Budget Vote 1: The Presidency

May 23, 2018 | Press Releases

CONTRIBUTION BY
PRINCE MANGOSUTHU BUTHELEZI MP
PRESIDENT OF THE INKATHA FREEDOM PARTY

National Assembly: 23 May 2018

 

His Excellency the President; Honourable Speaker; Honourable Members –

Over the next three years, the Presidency’s budget will need to be cut by close to R30-million. Indeed, budget cuts are the common refrain throughout all departments. As the Director General of National Treasury explained, “The focus of the 2018 Budget has solely been on the reprioritisation of existing baseline funding.” In other words, trying to figure out which programmes can be dumped.

National Treasury has given us some frightening figures. Within the next four years, gross national debt is expected to exceed 60% of our Gross Domestic Product. Right now, South Africa’s debt stands at over 44% of the GDP. In a country of 54 and a half million people, that’s a debt per citizen of R35 823. Our children are being born with a debt burden that we cannot pay.

According to the Presidency’s Annual Performance Plan, if we are to stabilise debt below 60% of GDP in the next decade, we will need to implement spending cuts, or tax hikes, of around R40-billion.

But how do you cut R40-billion of expenditure without affecting job creation? Or without cutting social benefits? Or neglecting critical programmes?

Where will the Presidency make cuts? Laudably, the appointment of consultants will be reduced. Deals will be negotiated with service providers. There will be less spending on employee bursaries and on corporate branded clothing for employees’ personal use.

When it comes to Significant Spending Items, the intention is to slow the average growth rate of expenditure over the next few years. Indeed, in the medium-term, Communication will actually have a negative growth rate. And where expenditure on Computer Services grew at over 40% in the last three years, in the next three years it will grow by just half a percent.

Nevertheless, Computer Services will now take up more than 24% of the total budget for Goods and Services. Why?

Well, it’s impossible to know; because once again we have not had the privilege of interrogating this Budget in an oversight committee. That would have allowed us to pose such questions to the Director General before coming to this House.

As I have said many times before, this is neither fair on the President nor conducive to our work as Members of Parliament.

Honourable Speaker, considering the number of Constitutional Court rulings on the centrality of parliamentary oversight, we cannot afford to keep ignoring this shortcoming.

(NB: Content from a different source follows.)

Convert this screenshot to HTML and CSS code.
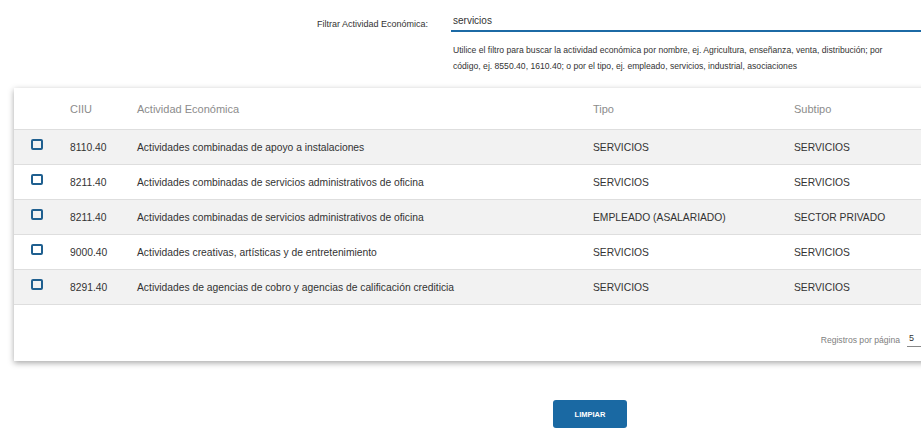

It must be finalised in the Rules Committee so that the officials in the Presidency can be interrogated by an oversight committee, like any other government officials.

That would allow us to ask how the first 100 interns are doing in the Youth Employment Service Initiative; and whether the other 6 million unemployed youth can dare to hope. It would allow us to ask whether an assessment has been done of all the legal costs accumulated under the former President.

We could also ask whether the cost-saving measures to curb travel and subsistence expenditure are really effective.

Travel and subsistence eats up a biggest part of the Goods and Services budget. Indeed it is the only Significant Spending Item that is out of sync with the trend of slowed down spending. It just keeps growing.

The new cost-saving measures suggest how far things went in the wrong direction. They include Business Class tickets only being purchased for qualifying officials, accommodation and subsistence expenditure being limited to maximum allowable rates, and the utilisation of negotiated discounted airfares.

It sounds as though the bare minimum is only being done now.

Your Excellency, I appreciate the efforts being made by the Presidency, and by all Government Departments, to curb unnecessary expenditure. My only caution is that, when belts are further tightened, as they will need to be, we are careful to sacrifice the frills, rather than the substance.

With that caution, the IFP supports this Budget.